### Work to do
Line by line, repeat the data below exactly, beginning at the first line and ending at the line with "ChevronDown, Plus, User". Omit pictures.

### Material
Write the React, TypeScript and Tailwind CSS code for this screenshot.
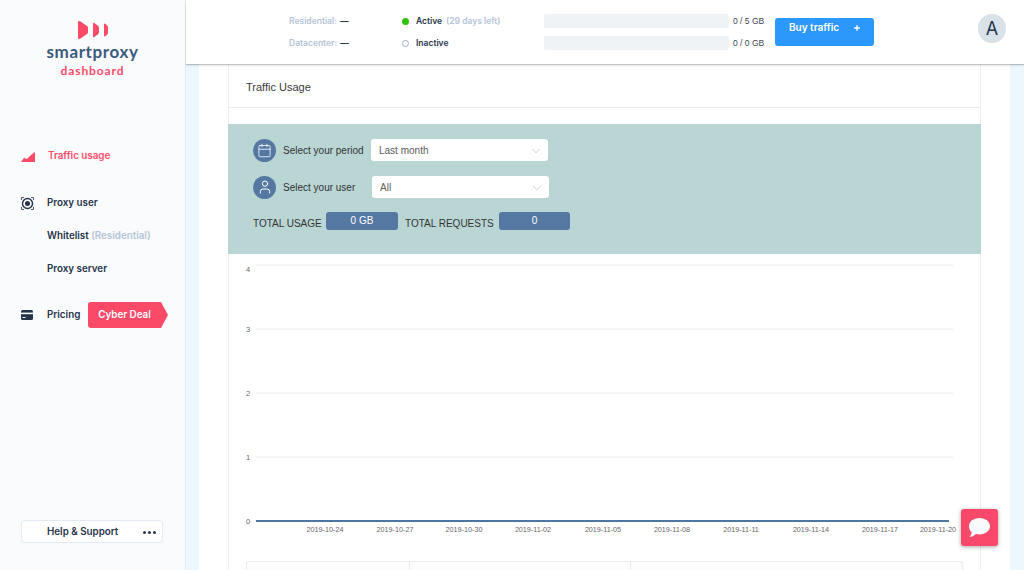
import { Calendar, ChevronDown, Plus, User } from 'lucide-react';

const yTicks = [
  { label: '4', y: 11, labelY: 18 },
  { label: '3', y: 75, labelY: 78 },
  { label: '2', y: 139, labelY: 142 },
  { label: '1', y: 203, labelY: 206 },
];

const dates = [
  { label: '2019-10-24', x: 96 },
  { label: '2019-10-27', x: 166 },
  { label: '2019-10-30', x: 235 },
  { label: '2019-11-02', x: 304 },
  { label: '2019-11-05', x: 374 },
  { label: '2019-11-08', x: 443 },
  { label: '2019-11-11', x: 512 },
  { label: '2019-11-14', x: 582 },
  { label: '2019-11-17', x: 651 },
  { label: '2019-11-20', x: 709 },
];

function Logo() {
  return (
    <div className="flex flex-col items-center pt-[21px]">
      <svg width="30" height="18" viewBox="0 0 30 18">
        <path d="M0 0.8 Q0 0 1 0 L2.5 0.5 L9 5 Q10 5.7 10 7 V11 Q10 12.3 9 13 L2.5 17.5 L1 18 Q0 18 0 17.2 Z" fill="#fb4a68" />
        <path d="M15 2.4 Q15 1.6 16 1.8 L20 4.8 Q21 5.6 21 7 V11 Q21 12.4 20 13.2 L16 16.2 Q15 16.4 15 15.6 Z" fill="#fb4a68" />
        <path d="M26 3 Q26 2.4 27 2.6 L29 4.2 Q30 5 30 6.4 V11.6 Q30 13 29 13.8 L27 15.4 Q26 15.6 26 15 Z" fill="#fb4a68" />
      </svg>
      <div className="mt-[3px] font-['Lato',sans-serif] text-[17px] font-bold leading-[20px] tracking-[0.6px] text-[#3a5a7d]">smartproxy</div>
      <div className="mt-[1px] font-['Lato',sans-serif] text-[12px] font-bold leading-[16px] tracking-[0.9px] text-[#fb4a68]">dashboard</div>
    </div>
  );
}

function Sidebar() {
  return (
    <aside className="flex h-full w-[186px] shrink-0 flex-col border-r border-[#e6e9ee] bg-[#fafbfd] font-['Inter',sans-serif] text-[9.8px] font-semibold text-[#26344a]">
      <Logo />
      <nav className="mt-[69px] flex flex-1 flex-col pl-[21px]">
        <div className="flex h-[16px] items-center text-[#fb4a68]">
          <svg width="14" height="10" viewBox="0 0 14 10" className="mt-[1px]">
            <path d="M0 10 L3 6 L6 7 L10 3 L14 0 V10 Z" fill="#fb4a68" />
          </svg>
          <span className="ml-[13px]">Traffic usage</span>
        </div>
        <div className="mt-[31px] flex h-[16px] items-center">
          <svg width="13" height="13" viewBox="0 0 13 13">
            <circle cx="6.5" cy="6.5" r="5" fill="none" stroke="#26344a" strokeWidth="1.4" />
            <circle cx="6.5" cy="6.5" r="2.5" fill="#26344a" />
            <path d="M0.5 3 V0.5 H3 M10 0.5 H12.5 V3 M12.5 10 V12.5 H10 M3 12.5 H0.5 V10" fill="none" stroke="#26344a" strokeWidth="0.8" />
          </svg>
          <span className="ml-[13px]">Proxy user</span>
        </div>
        <div className="mt-[17px] h-[16px] pl-[26px] leading-[16px]">
          Whitelist <span className="text-[#b4c4d6]">(Residential)</span>
        </div>
        <div className="mt-[17px] h-[16px] pl-[26px] leading-[16px]">Proxy server</div>
        <div className="mt-[25px] flex h-[26px] items-center">
          <svg width="12" height="10" viewBox="0 0 12 10">
            <rect width="12" height="10" rx="1.5" fill="#26344a" />
            <rect y="2.6" width="12" height="1.6" fill="#fafbfd" />
            <rect x="1.5" y="7" width="3" height="1" fill="#fafbfd" />
          </svg>
          <span className="ml-[14px] w-[41px]">Pricing</span>
          <div className="relative flex h-[26px] w-[73px] items-center justify-center rounded-l-[3px] bg-[#fb4a68] text-white">
            Cyber Deal
            <span className="absolute left-full top-0 h-0 w-0 border-y-[13px] border-l-[7px] border-y-transparent border-l-[#fb4a68]" />
          </div>
        </div>
        <div className="mt-auto mb-[27px] flex h-[23px] w-[142px] items-center justify-between rounded-[4px] border border-[#e3e9f0] bg-white pl-[25px] pr-[6px] pt-[2px]">
          <span>Help &amp; Support</span>
          <span className="flex gap-[2px]">
            <i className="h-[3px] w-[3px] rounded-full bg-[#26344a]" />
            <i className="h-[3px] w-[3px] rounded-full bg-[#26344a]" />
            <i className="h-[3px] w-[3px] rounded-full bg-[#26344a]" />
          </span>
        </div>
      </nav>
    </aside>
  );
}

function Meter({ text }: { text: string }) {
  return (
    <div className="flex items-center">
      <div className="h-[14px] w-[185px] rounded-[2px] bg-[#f0f3f6]" />
      <span className="ml-[4px] font-['Liberation_Sans',sans-serif] text-[8.5px] font-normal text-[#3c4654]">{text}</span>
    </div>
  );
}

function TopBar() {
  return (
    <header className="relative z-10 flex h-[64px] shrink-0 bg-white pl-[103px] font-['Inter',sans-serif] shadow-[0_1px_1px_rgba(0,0,0,0.2),0_2px_3px_rgba(0,0,0,0.06)]">
      <div className="mt-[14px] flex h-[36px] w-[113px] flex-col justify-between text-[8.5px] font-semibold leading-[14px] text-[#b4c4d6]">
        <div className="flex h-[14px] items-center">Residential: <span className="ml-[3px] text-[#26344a]">—</span></div>
        <div className="flex h-[14px] items-center">Datacenter: <span className="ml-[3px] text-[#26344a]">—</span></div>
      </div>
      <div className="mt-[14px] flex h-[36px] w-[142px] flex-col justify-between text-[8.5px] font-semibold text-[#26344a]">
        <div className="flex h-[14px] items-center">
          <span className="h-[7px] w-[7px] rounded-full bg-[#2fc40a]" />
          <span className="ml-[7px]">Active</span>
          <span className="ml-[4px] text-[#b4c4d6]">(29 days left)</span>
        </div>
        <div className="flex h-[14px] items-center">
          <span className="h-[7px] w-[7px] rounded-full border border-[#9fb0c3]" />
          <span className="ml-[7px]">Inactive</span>
        </div>
      </div>
      <div className="mt-[14px] flex h-[36px] w-[231px] flex-col justify-between">
        <Meter text="0 / 5 GB" />
        <Meter text="0 / 0 GB" />
      </div>
      <button className="mt-[18px] flex h-[28px] w-[99px] items-start justify-between rounded-[3px] bg-[#2d98fc] pl-[14px] pr-[13px] pt-[2px] text-[10px] font-semibold text-white">
        <span>Buy traffic</span>
        <Plus size={8} strokeWidth={4} className="mt-[4px]" />
      </button>
      <div className="ml-[104px] mt-[14px] flex h-[29px] w-[28px] items-center justify-center rounded-full bg-[#d9e1e9] text-[18px] font-normal text-[#26344a]">A</div>
    </header>
  );
}

function SelectBox({ value }: { value: string }) {
  return (
    <div className="flex h-[22px] w-[177px] items-center justify-between rounded-[3px] bg-white pl-[8px] pr-[5px] pt-[1px] text-[10px] text-[#5d5d5d]">
      <span>{value}</span>
      <ChevronDown size={14} strokeWidth={0.9} className="text-[#a0a0a0]" />
    </div>
  );
}

function Filters() {
  return (
    <div className="-mx-px h-[130px] bg-[#b9d6d5] pl-[25px] pt-[14px] font-['Liberation_Sans',sans-serif] text-[10px] text-[#333333]">
      <div className="flex h-[24px] items-center">
        <span className="flex h-[23px] w-[23px] items-center justify-center rounded-full bg-[#5578a3] text-white">
          <Calendar size={15} strokeWidth={1.25} />
        </span>
        <span className="ml-[7px] w-[88px]">Select your period</span>
        <SelectBox value="Last month" />
      </div>
      <div className="mt-[13px] flex h-[24px] items-center">
        <span className="flex h-[23px] w-[23px] items-center justify-center rounded-full bg-[#5578a3] text-white">
          <User size={16} strokeWidth={1.5} />
        </span>
        <span className="ml-[7px] w-[89px]">Select your user</span>
        <SelectBox value="All" />
      </div>
      <div className="mt-[12px] flex h-[19px] items-center">
        <span className="mt-[6px] w-[73px]">TOTAL USAGE</span>
        <span className="flex h-[18px] w-[72px] items-center justify-center rounded-[3px] bg-[#5578a3] pb-[1px] text-white">0 GB</span>
        <span className="ml-[7px] mt-[6px] w-[94px]">TOTAL REQUESTS</span>
        <span className="flex h-[18px] w-[71px] items-center justify-center rounded-[3px] bg-[#5578a3] pb-[1px] text-white">0</span>
      </div>
    </div>
  );
}

function Chart() {
  return (
    <svg width="751" height="307" viewBox="0 0 751 307" className="block font-['Liberation_Sans',sans-serif]">
      {yTicks.map((t) => (
        <g key={t.label}>
          <line x1="27" x2="724" y1={t.y} y2={t.y} stroke="#ececec" strokeWidth="1" />
          <text x="19" y={t.labelY} fontSize="7.5" fill="#666" textAnchor="middle">{t.label}</text>
        </g>
      ))}
      <line x1="27" x2="720" y1="267" y2="267" stroke="#4f76a3" strokeWidth="2" />
      <text x="19" y="270" fontSize="7.5" fill="#666" textAnchor="middle">0</text>
      {dates.map((d) => (
        <text key={d.label} x={d.x} y="278" fontSize="7.2" fill="#666" textAnchor="middle">{d.label}</text>
      ))}
    </svg>
  );
}

function UsageTable() {
  return (
    <div className="mx-[17px] flex h-[20px] rounded-t-[3px] border border-b-0 border-[#ececec] bg-[#fcfcfc]">
      <div className="w-[163px] border-r border-[#ececec]" />
      <div className="w-[221px] border-r border-[#ececec]" />
      <div className="flex-1" />
    </div>
  );
}

export default function App() {
  return (
    <div className="relative flex h-[570px] w-[1024px] overflow-hidden bg-white">
      <Sidebar />
      <main className="flex h-full min-w-0 flex-1 flex-col">
        <TopBar />
        <div className="min-h-0 flex-1 bg-[#ecf8fe] pl-[13px] pr-[14px]">
          <div className="h-full bg-white px-[29px]">
            <section className="h-full border-x border-[#eeeeee]">
              <div className="flex h-[44px] items-center border-b border-[#ececec] pl-[17px] pt-[3px] font-['Liberation_Sans',sans-serif] text-[11px] text-[#3b3b3b]">
                Traffic Usage
              </div>
              <div className="h-[16px]" />
              <Filters />
              <Chart />
              <UsageTable />
            </section>
          </div>
        </div>
      </main>
      <button className="absolute left-[961px] top-[509px] flex h-[37px] w-[37px] items-center justify-center rounded-[3px] bg-[#f9496a] shadow-[0_1px_4px_rgba(0,0,0,0.35)]">
        <svg width="23" height="21" viewBox="0 0 23 21">
          <path d="M11.5 1 C17.5 1 22 4.6 22 9.2 C22 13.8 17.5 17.4 11.5 17.4 C10.2 17.4 9 17.2 7.9 16.9 C6.6 18.4 4.2 19.8 1.6 19.8 C2.8 18.4 3.6 16.8 3.7 15 C2 13.6 1 11.5 1 9.2 C1 4.6 5.5 1 11.5 1 Z" fill="#f8fafc" />
        </svg>
      </button>
    </div>
  );
}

### Reply
Write the React, TypeScript and Tailwind CSS code for this screenshot.
import { Calendar, ChevronDown, Plus, User } from 'lucide-react';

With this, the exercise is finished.